--- Source excerpt ---

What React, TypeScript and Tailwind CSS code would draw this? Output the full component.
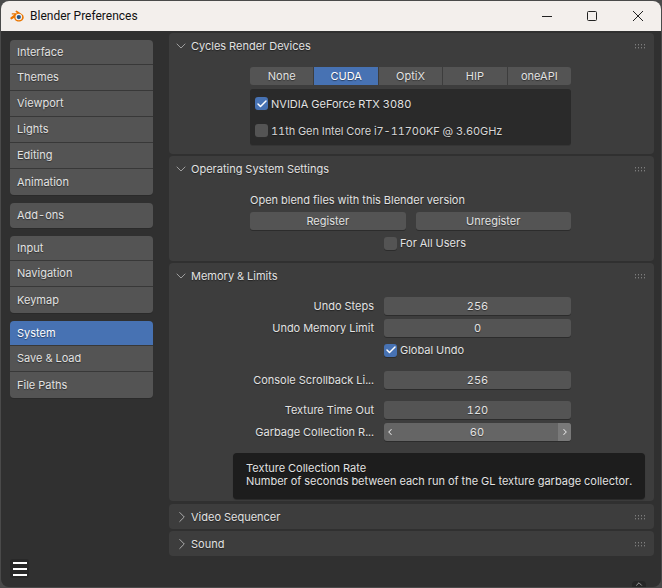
import React from 'react';
import { Check, ChevronDown, ChevronLeft, ChevronRight, ChevronUp } from 'lucide-react';

const sidebarGroups = [
  ['Interface', 'Themes', 'Viewport', 'Lights', 'Editing', 'Animation'],
  ['Add-ons'],
  ['Input', 'Navigation', 'Keymap'],
  ['System', 'Save & Load', 'File Paths'],
];

const backends = ['None', 'CUDA', 'OptiX', 'HIP', 'oneAPI'];

const BlenderLogo = () => (
  <svg width="15" height="12" viewBox="0 0 16 13" className="shrink-0">
    <path d="M0.4 8 L4.6 4.8 L1.8 4.8 L1.8 3.6 L7.6 3.4 L5.6 1.4 L7 0.6 L13 4.6 C15.2 6.2 15.4 9.2 13.4 11 C11.2 13 7.6 13 5.6 11 C4.8 10.2 4.4 9.4 4.4 8.4 L1.6 10.2 C0.4 10.2 0 9 0.4 8 Z" fill="#ea7600" />
    <circle cx="9.4" cy="7.6" r="3.6" fill="#f4f0ee" />
    <circle cx="9.4" cy="7.6" r="2.3" fill="#265787" />
  </svg>
);

const Grip = () => (
  <svg width="11" height="5" viewBox="0 0 11 5" className="shrink-0">
    {[0, 3, 6, 9].map((x) =>
      [0, 3].map((y) => <rect key={`${x}-${y}`} x={x} y={y} width="1" height="1.4" fill="#7d7d7d" />),
    )}
  </svg>
);

const Checkbox = ({ checked, label, className }: { checked?: boolean; label: string; className?: string }) => (
  <div className={`flex items-center gap-[3px] ${className ?? ''}`}>
    <div
      className={`flex h-[13px] w-[13px] items-center justify-center rounded-[3px] shadow-[0_1px_0_#2c2c2c] ${
        checked ? 'bg-[#4772b3]' : 'bg-[#545454]'
      }`}
    >
      {checked && <Check size={12} strokeWidth={3} className="text-white" />}
    </div>
    <span className="pt-[1px]">{label}</span>
  </div>
);

const Button = ({ children, className }: { children: React.ReactNode; className?: string }) => (
  <div
    className={`flex h-[18px] items-center justify-center rounded-[3px] bg-[#545454] pt-[1px] shadow-[0_1px_0_#2c2c2c] ${className ?? ''}`}
  >
    {children}
  </div>
);

const Field = ({ label, children, className }: { label: string; children: React.ReactNode; className?: string }) => (
  <div className={`flex h-[18px] items-center ${className ?? ''}`}>
    <div className="w-[205px] pt-[1px] text-right">{label}</div>
    <div className="ml-[10px] w-[187px]">{children}</div>
  </div>
);

const Panel = ({
  title,
  open = true,
  className,
  children,
}: {
  title: string;
  open?: boolean;
  className?: string;
  children?: React.ReactNode;
}) => (
  <section className={`rounded-[4px] bg-[#3d3d3d] ${className ?? ''}`}>
    <header className="flex h-[26px] items-center pl-[4px] pr-[8px]">
      {open ? (
        <ChevronDown size={16} strokeWidth={1} className="text-[#d0d0d0]" />
      ) : (
        <ChevronRight size={18} strokeWidth={1} className="-mr-[2px] text-[#d0d0d0]" />
      )}
      <span className="ml-[2px] flex-1 pt-[1px]">{title}</span>
      <Grip />
    </header>
    {children}
  </section>
);

export default function App() {
  return (
    <div className="h-[588px] w-[662px] overflow-hidden bg-[#4a4a4a] font-['Inter','Liberation_Sans',sans-serif] text-[11px] tabular-nums text-[#e2e2e2] [text-shadow:0_1px_1px_rgba(0,0,0,0.45)]">
      <div className="m-px flex h-[586px] w-[660px] flex-col overflow-hidden rounded-[8px] bg-[#303030]">
        <div className="flex h-[30px] shrink-0 items-center bg-[#f3efec] pl-[9px] font-['Roboto','Open_Sans',sans-serif] text-[12px] text-[#111] [text-shadow:none]">
          <BlenderLogo />
          <span className="ml-[5px] flex-1">Blender Preferences</span>
          <svg width="125" height="14" viewBox="0 0 125 14" className="mr-[5px] text-[#222]" fill="none" stroke="currentColor">
            <path d="M11 7.5 H21" />
            <rect x="56.5" y="2.5" width="9" height="9" rx="1" />
            <path d="M102 2 L112 12 M112 2 L102 12" />
          </svg>
        </div>

        <div className="flex min-h-0 flex-1">
          <nav className="ml-[9px] mt-[9px] flex w-[143px] shrink-0 flex-col gap-2">
            {sidebarGroups.map((group, i) => (
              <div key={i} className="overflow-hidden rounded-[4px] shadow-[0_1px_0_#2a2a2a]">
                {group.map((item, j) => (
                  <div
                    key={item}
                    className={`flex items-center pl-[7px] ${j === 0 ? 'h-[25px]' : 'h-[26px]'} ${
                      j === 0 && group.length > 1 ? 'pt-[1px]' : ''
                    } ${j < group.length - 1 ? 'border-b border-[#383838]' : ''} ${
                      item === 'System' ? 'bg-[#4772b3] text-white' : 'bg-[#545454]'
                    }`}
                  >
                    {item}
                  </div>
                ))}
              </div>
            ))}
            <div className="mb-[9px] mt-auto flex h-[19px] w-[19px] flex-col items-center justify-center gap-[4px] rounded-[3px] bg-[#282828]">
              <div className="h-[2px] w-[14px] bg-white" />
              <div className="h-[2px] w-[14px] bg-white" />
              <div className="h-[2px] w-[14px] bg-white" />
            </div>
          </nav>

          <main className="relative ml-[16px] flex w-[485px] flex-col pt-[2px]">
            <Panel title="Cycles Render Devices" className="h-[121px]">
              <div className="ml-[81px] mt-[8px] w-[321px]">
                <div className="flex h-[18px] gap-px overflow-hidden rounded-[3px]">
                  {backends.map((b) => (
                    <div
                      key={b}
                      className={`flex flex-1 items-center justify-center pt-[1px] ${
                        b === 'CUDA' ? 'bg-[#4772b3] text-white' : 'bg-[#545454]'
                      }`}
                    >
                      {b}
                    </div>
                  ))}
                </div>
                <div className="mt-[4px] h-[56px] rounded-[3px] bg-[#2a2a2a] pl-[5px] pt-[6px] shadow-[0_1px_0_#353535]">
                  <Checkbox checked label="NVIDIA GeForce RTX 3080" />
                  <Checkbox
                    label="11th Gen Intel Core i7-11700KF @ 3.60GHz"
                    className="mt-[9px] tracking-[-0.07px] text-[#d6d6d6]"
                  />
                </div>
              </div>
            </Panel>

            <Panel title="Operating System Settings" className="mt-[2px] h-[105px]">
              <div className="ml-[81px] mt-[9px] w-[321px]">
                <div className="flex h-[18px] items-center pt-[1px]">Open blend files with this Blender version</div>
                <div className="mt-[3px] flex gap-[10px]">
                  <Button className="flex-1">Register</Button>
                  <Button className="flex-1">Unregister</Button>
                </div>
                <Checkbox label="For All Users" className="ml-[134px] mt-[4px] h-[18px]" />
              </div>
            </Panel>

            <Panel title="Memory & Limits" className="relative mt-[2px] h-[238px]">
              <div className="mt-[8px]">
                <Field label="Undo Steps">
                  <Button>256</Button>
                </Field>
                <Field label="Undo Memory Limit" className="mt-[4px]">
                  <Button>0</Button>
                </Field>
                <Checkbox checked label="Global Undo" className="ml-[215px] mt-[4px] h-[18px]" />
                <Field label="Console Scrollback Li..." className="mt-[12px]">
                  <Button>256</Button>
                </Field>
                <Field label="Texture Time Out" className="mt-[12px]">
                  <Button>120</Button>
                </Field>
                <Field label="Garbage Collection R..." className="mt-[4px]">
                  <div className="flex h-[18px] items-center overflow-hidden rounded-[3px] bg-[#656565] shadow-[0_1px_0_#2c2c2c]">
                    <div className="flex h-full w-[12px] items-center justify-center">
                      <ChevronLeft size={10} strokeWidth={2.5} />
                    </div>
                    <div className="flex-1 pt-[1px] text-center">60</div>
                    <div className="flex h-full w-[13px] items-center justify-center bg-[#797979]">
                      <ChevronRight size={10} strokeWidth={2.5} />
                    </div>
                  </div>
                </Field>
              </div>
              <div className="absolute left-[64px] top-[190px] h-[46px] w-[412px] rounded-[4px] bg-[#1d1d1d] pl-[13px] pt-[9px] leading-[13px] shadow-[0_1px_1px_#2a2a2a]">
                <div>Texture Collection Rate</div>
                <div>Number of seconds between each run of the GL texture garbage collector.</div>
              </div>
            </Panel>

            <Panel title="Video Sequencer" open={false} className="mt-[3px] h-[25px]" />
            <Panel title="Sound" open={false} className="mt-[2px] h-[25px]" />

            <div className="absolute bottom-0 left-[463px] flex h-[6px] w-[14px] items-center justify-center rounded-t-[4px] bg-[#262626]">
              <ChevronUp size={10} strokeWidth={1.5} />
            </div>
          </main>
        </div>
      </div>
    </div>
  );
}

--- Work instructions ---
From the opening line of the listing above through the line bearing "const backends = ['None', 'CUDA', 'OptiX', 'HIP', 'oneAPI'];", repeat each line exactly. Drop every picture.

--- Task output ---
What React, TypeScript and Tailwind CSS code would draw this? Output the full component.
import React from 'react';
import { Check, ChevronDown, ChevronLeft, ChevronRight, ChevronUp } from 'lucide-react';

const sidebarGroups = [
  ['Interface', 'Themes', 'Viewport', 'Lights', 'Editing', 'Animation'],
  ['Add-ons'],
  ['Input', 'Navigation', 'Keymap'],
  ['System', 'Save & Load', 'File Paths'],
];

const backends = ['None', 'CUDA', 'OptiX', 'HIP', 'oneAPI'];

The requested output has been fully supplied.